In his statement to the governing party during the week, the Minister of Finance Nhlanhla Nene sketched a bleak picture in terms of the country’s lower economic growth of 3% being the “new normal.” His major concern is that there is a tendency by the government to focus the country’s expenditure towards paying of increasing salaries for government employees and this will result in diverting funds from the implementation of key infrastructure projects.
In the same week that the Minister of Finance made these pronouncements, the job numbers came out and unemployment dropped to a surprisingly 25% from 26.4% in the first quarter. When we look closer at these numbers, the bulk of the new jobs created were from the informal sector.
To be precise:The formal sector added 39,000 jobs to 10.8-million in the second quarter while the informal sector created 177,000 jobs to 2.7-million. The formal sector has contracted and is no longer creating new jobs in big numbers as it used to.
Again, in the same week, the Anglo American CEO Mark Cutifani responded to the SG of the governing party’s comments regarding the announcement that Anglo American will be cutting jobs. The mining industry is shedding jobs in large numbers, Lonmin said it would shut five platinum mines and deepen its job losses to 6,000 from 3,500. The SG of the governing party is the view that mining companies are taking the easy route out by cutting jobs.
The following are some of my analysis based on the three events:
– Balance needs to be struck between the payment of healthy and living salaries to civil servants (especially if we are to attract and retain talented skills), but caution needs to be exercised so that the country doesn’t end up with over 60% of its expenditure being allocated to salaries (especially if this done at the expense of funds dedicated towards capital programs).
The ratio between how much the country pays for salaries and how much the staff generates in terms of revenue for the country is crucial. Pay people what their due is, but the people must also generate what is adequately due to the country. The return on investment on salaries and revenue generated by such salaries should be clearly articulated and justifiable.
The funding of capital projects is important in the development of infrastructure for the country. A country with an efficient infrastructure is able to increase the ease of doing business and resulting in increased entrepreneurship activity, creating more jobs and reducing poverty and inequality.
– If there is anything to learn from the Greece debt crisis is that if a country spends most of its budget funding salaries (at the expense of developing the country and generating revenue), there is a risk that that country’s economy will not be sustainable to generate sufficient revenue to fund such salaries.
This will result in two predicaments: Reduce the salaries or look for other ways of funding for such high salaries which means using debt.
More debt and less income generation will lead to bankruptcy.
– The job numbers as highlighted in “Unemployment rate drops from 26.4% to 25% in second quarter” continues to confirm that the future of job creation in the country lies in the informal sector. Entrepreneurship continues to be the backbone of job creation in South Africa (and in any country). It is important that entrepreneurs are looked after, supported and nurtured.
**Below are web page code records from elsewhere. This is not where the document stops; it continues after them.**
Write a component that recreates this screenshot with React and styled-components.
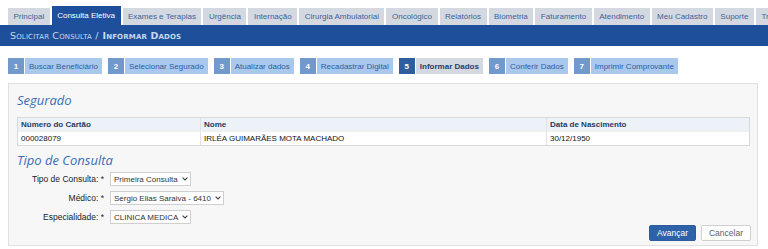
import React from 'react'
import styled, { createGlobalStyle } from 'styled-components'

const GlobalStyle = createGlobalStyle`
  body {
    margin: 0;
    background: #ffffff;
    font-family: "Liberation Sans", Arial, sans-serif;
  }
`

const Page = styled.div`
  width: 768px;
  height: 249px;
  overflow: hidden;
`

const TabBar = styled.div`
  display: flex;
  align-items: flex-end;
  gap: 2px;
  height: 25px;
  padding-left: 8px;
  background: #ffffff;
  white-space: nowrap;
  overflow: hidden;
`

const Tab = styled.div`
  flex: none;
  display: flex;
  align-items: center;
  height: ${p => (p.$active ? '19px' : '17px')};
  padding: 0 5.5px;
  background: ${p => (p.$active ? '#1d4f9b' : '#d4d9e1')};
  color: ${p => (p.$active ? '#ffffff' : '#3b629c')};
  font-size: 8px;
`

const Header = styled.div`
  display: flex;
  align-items: center;
  height: 21px;
  padding-left: 10px;
  background: #1d4f9b;
  color: #c9d8ef;
  font-family: "DejaVu Sans", Verdana, sans-serif;
  font-size: 9.5px;
  font-variant: small-caps;
  letter-spacing: 0.15px;
`

const HeaderStrong = styled.span`
  font-weight: bold;
  margin-left: 4px;
`

const Steps = styled.div`
  display: flex;
  gap: 6px;
  margin-top: 12px;
  padding-left: 8px;
`

const Step = styled.div`
  display: flex;
  height: 16px;
  gap: 1px;
`

const StepNum = styled.div`
  width: 16px;
  display: flex;
  align-items: center;
  justify-content: center;
  background: ${p => (p.$active ? '#2d5e9f' : '#7199cc')};
  color: #ffffff;
  font-size: 8px;
  font-weight: bold;
`

const StepLabel = styled.div`
  display: flex;
  align-items: center;
  padding: 0 4px;
  background: ${p => (p.$active ? '#d4d9e1' : '#aac8ec')};
  color: ${p => (p.$active ? '#213f6c' : '#2d5da3')};
  font-size: 8px;
  font-weight: ${p => (p.$active ? 'bold' : 'normal')};
`

const Panel = styled.div`
  margin: 9px 10px 0 8px;
  height: 163px;
  box-sizing: border-box;
  padding: 7px 6px 0 8px;
  border: 1px solid #e0e0e0;
  background: #f7f7f7;
  display: flex;
  flex-direction: column;
`

const SectionTitle = styled.div`
  font-family: "Open Sans", sans-serif;
  font-style: italic;
  font-size: 13px;
  line-height: 18px;
  margin-top: ${p => p.$gap || '0px'};
  color: #3a6cb4;
`

const Table = styled.div`
  margin-top: 8px;
  margin-right: 1px;
  border: 1px solid #d9d9d9;
  background: #ffffff;
`

const Row = styled.div`
  display: grid;
  grid-template-columns: 182px 346px 1fr;
  height: 13px;
  align-items: center;
  background: ${p => (p.$head ? '#edf2f9' : '#ffffff')};
  color: ${p => (p.$head ? '#1f3b63' : '#111111')};
  font-size: 8px;
  font-weight: ${p => (p.$head ? 'bold' : 'normal')};
  & + & {
    border-top: 1px solid #f0f0f0;
  }
`

const Cell = styled.div`
  padding-left: 3px;
  border-left: ${p => (p.$first ? 'none' : '1px solid #e2e2e2')};
  height: 100%;
  display: flex;
  align-items: center;
`

const Form = styled.div`
  display: grid;
  grid-template-columns: 87px auto;
  column-gap: 6px;
  row-gap: 5px;
  margin-top: 3px;
  align-items: center;
  justify-items: start;
`

const Label = styled.div`
  justify-self: end;
  font-size: 8.5px;
  color: #1b1b1b;
`

const Select = styled.div`
  display: flex;
  align-items: center;
  gap: 4px;
  height: 12px;
  padding: 0 2px 0 3px;
  border: 1px solid #cfcfcf;
  background: #ffffff;
  color: #333333;
  font-size: 8px;
`

const Chevron = () => (
  <svg width="6" height="4" viewBox="0 0 6 4">
    <path d="M0.6 0.6 L3 3 L5.4 0.6" fill="none" stroke="#444" strokeWidth="1.1" />
  </svg>
)

const Actions = styled.div`
  display: flex;
  justify-content: flex-end;
  gap: 5px;
  margin-top: auto;
  margin-bottom: 4px;
`

const Button = styled.div`
  height: 16px;
  box-sizing: border-box;
  padding: 0 7px;
  display: flex;
  align-items: center;
  border-radius: 2px;
  font-size: 8.5px;
  background: ${p => (p.$primary ? '#2d62a9' : '#ffffff')};
  color: ${p => (p.$primary ? '#ffffff' : '#555f6c')};
  border: 1px solid ${p => (p.$primary ? '#2a5c9f' : '#cfcfcf')};
`

const tabs = [
  'Principal', 'Consulta Eletiva', 'Exames e Terapias', 'Urgência', 'Internação',
  'Cirurgia Ambulatorial', 'Oncológico', 'Relatórios', 'Biometria', 'Faturamento',
  'Atendimento', 'Meu Cadastro', 'Suporte', 'Treinamento'
]

const steps = [
  'Buscar Beneficiário', 'Selecionar Segurado', 'Atualizar dados', 'Recadastrar Digital',
  'Informar Dados', 'Conferir Dados', 'Imprimir Comprovante'
]

export default function App () {
  return (
    <Page>
      <GlobalStyle />
      <TabBar>
        {tabs.map(t => <Tab key={t} $active={t === 'Consulta Eletiva'}>{t}</Tab>)}
      </TabBar>
      <Header>
        Solicitar Consulta /<HeaderStrong>Informar Dados</HeaderStrong>
      </Header>
      <Steps>
        {steps.map((s, i) => (
          <Step key={s}>
            <StepNum $active={i === 4}>{i + 1}</StepNum>
            <StepLabel $active={i === 4}>{s}</StepLabel>
          </Step>
        ))}
      </Steps>
      <Panel>
        <SectionTitle>Segurado</SectionTitle>
        <Table>
          <Row $head>
            <Cell $first>Número do Cartão</Cell>
            <Cell>Nome</Cell>
            <Cell>Data de Nascimento</Cell>
          </Row>
          <Row>
            <Cell $first>000028079</Cell>
            <Cell>IRLÉA GUIMARÃES MOTA MACHADO</Cell>
            <Cell>30/12/1950</Cell>
          </Row>
        </Table>
        <SectionTitle $gap="5px">Tipo de Consulta</SectionTitle>
        <Form>
          <Label>Tipo de Consulta: *</Label>
          <Select>Primeira Consulta <Chevron /></Select>
          <Label>Médico: *</Label>
          <Select>Sergio Elias Saraiva - 6410 <Chevron /></Select>
          <Label>Especialidade: *</Label>
          <Select>CLINICA MEDICA <Chevron /></Select>
        </Form>
        <Actions>
          <Button $primary>Avançar</Button>
          <Button>Cancelar</Button>
        </Actions>
      </Panel>
    </Page>
  )
}
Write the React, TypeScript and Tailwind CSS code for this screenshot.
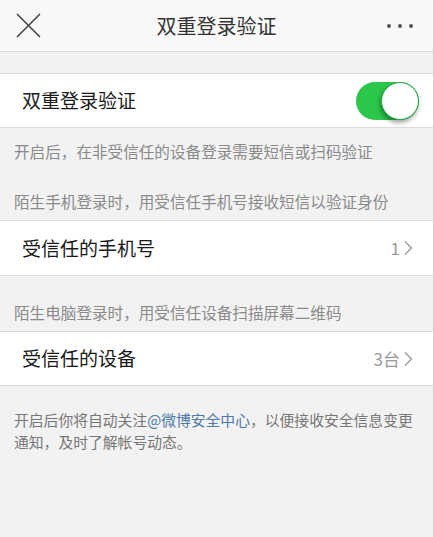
import React from "react";

const font = { fontFamily: '"Noto Sans CJK SC", "Noto Sans", sans-serif' };

function Chevron() {
  return (
    <svg width="10" height="16" viewBox="0 0 10 16" className="ml-[3px]">
      <path d="M2 1.5 L8.5 8 L2 14.5" fill="none" stroke="#9a9a9a" strokeWidth="1.3" />
    </svg>
  );
}

export default function App() {
  return (
    <div className="w-[434px] h-[537px] bg-[#f2f2f2] border-r border-[#d0d0d0] text-[#1a1a1a]" style={font}>
      {/* header */}
      <div className="h-[52px] bg-[#f8f8f8] border-b border-[#dadada] flex items-center justify-between relative">
        <svg width="26" height="26" viewBox="0 0 26 26" className="ml-[15px]">
          <path d="M2 1 L25 24 M25 1 L2 24" stroke="#454545" strokeWidth="1.6" fill="none" />
        </svg>
        <div className="absolute left-0 right-0 text-center text-[20px] text-[#333] pointer-events-none">双重登录验证</div>
        <div className="flex gap-[7px] mr-[20px]">
          <span className="w-[4px] h-[4px] rounded-full bg-[#555]" />
          <span className="w-[4px] h-[4px] rounded-full bg-[#555]" />
          <span className="w-[4px] h-[4px] rounded-full bg-[#555]" />
        </div>
      </div>
      <div className="h-[21px]" />
      {/* toggle row */}
      <div className="h-[55px] bg-white border-y border-[#dadada] flex items-center justify-between pl-[22px] pr-[14px]">
        <span className="text-[19px]">双重登录验证</span>
        <div className="w-[63px] h-[38px] rounded-full bg-[#2cc64a] relative">
          <div className="absolute right-0 top-[0px] w-[38px] h-[38px] rounded-full bg-white border border-[#26a83f] shadow-[-1px_3px_4px_rgba(0,0,0,0.35)]" />
        </div>
      </div>
      <div className="px-[14px] text-[15.6px] text-[#8a8a8a]">
        <div className="pt-[12px] leading-[22px]">开启后，在非受信任的设备登录需要短信或扫码验证</div>
        <div className="pt-[28px] pb-[8px] leading-[22px]">陌生手机登录时，用受信任手机号接收短信以验证身份</div>
      </div>
      <div className="h-[56px] bg-white border-y border-[#dadada] flex items-center justify-between pl-[22px] pr-[20px]">
        <span className="text-[19px]">受信任的手机号</span>
        <span className="flex items-center text-[17px] text-[#999]">1<Chevron /></span>
      </div>
      <div className="px-[14px] text-[15.6px] text-[#8a8a8a]">
        <div className="pt-[25px] pb-[8px] leading-[22px]">陌生电脑登录时，用受信任设备扫描屏幕二维码</div>
      </div>
      <div className="h-[55px] bg-white border-y border-[#dadada] flex items-center justify-between pl-[22px] pr-[20px]">
        <span className="text-[19px]">受信任的设备</span>
        <span className="flex items-center text-[17px] text-[#999]">3台<Chevron /></span>
      </div>
      <div className="px-[14px] pt-[23px] text-[14.8px] leading-[22px] text-[#777]">
        开启后你将自动关注<span className="text-[#4e79a8]">@微博安全中心</span>，以便接收安全信息变更通知，及时了解帐号动态。
      </div>
    </div>
  );
}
– I wrote a blog a few months ago titled “How about a Ministry of Entrepreneurship (MOE)” in which I suggested that if we take entrepreneurship development seriously as a country, over a longer time we see less people relying on the government for jobs and social grants.
The impact of a high entrepreneurship activity will mean that the government will have to employ less people, which will be good news for Minister Nene in that it will mean less money will be spent on salaries for civil servants, less money on social grant expenditure, and more entrepreneurs means more taxes paid which will mean more funds dedicated to building infrastructure and developing more entrepreneurs.
– Instead of the government trying to create 500,000 jobs, how about we create 5000 entrepreneurs who (if well supported) will create 500,000 jobs, I think this is better than the government creating 500,000 jobs using taxes. More over, those 500,000 will be sustainable. This will result in less salary bill for the government and more taxes from these entrepreneurs.
The government should be not be the biggest employer, entrepreneurs should be. When entrepreneurs are the biggest employers, it benefits everyone.
– The relationship and partnership between the government and the private sector is critical. If the relationship between these two is non-existant, the following are the consequences:
* The government will not be flexible in relaxing the labour laws, because the government does not trust the private sector that it will not exploit labour (by paying them less than minimum wage)
* The private sector will withhold their reserves and not reinvested them into the economy in terms of expansion projects and job creation. There is about R1,2 trillion is sitting idle in the Reserve Bank and is not invested in the economy. There are many reasons for this, but one of the reasons is that this is the private sector’s show of no confidence in the way the economy is regulated by the government (especially the inflexible labour laws).
No matter the merits or not of their positions, maintaining the status-quo will stifle the development and economic growth of the country.
We need leadership that will see beyond the narrow self interest of the government and private sector individually. We need leadership with a vision that is of the greater good of the country. At the moment, it seems like we have self-interest trumping national interest. This needs to change.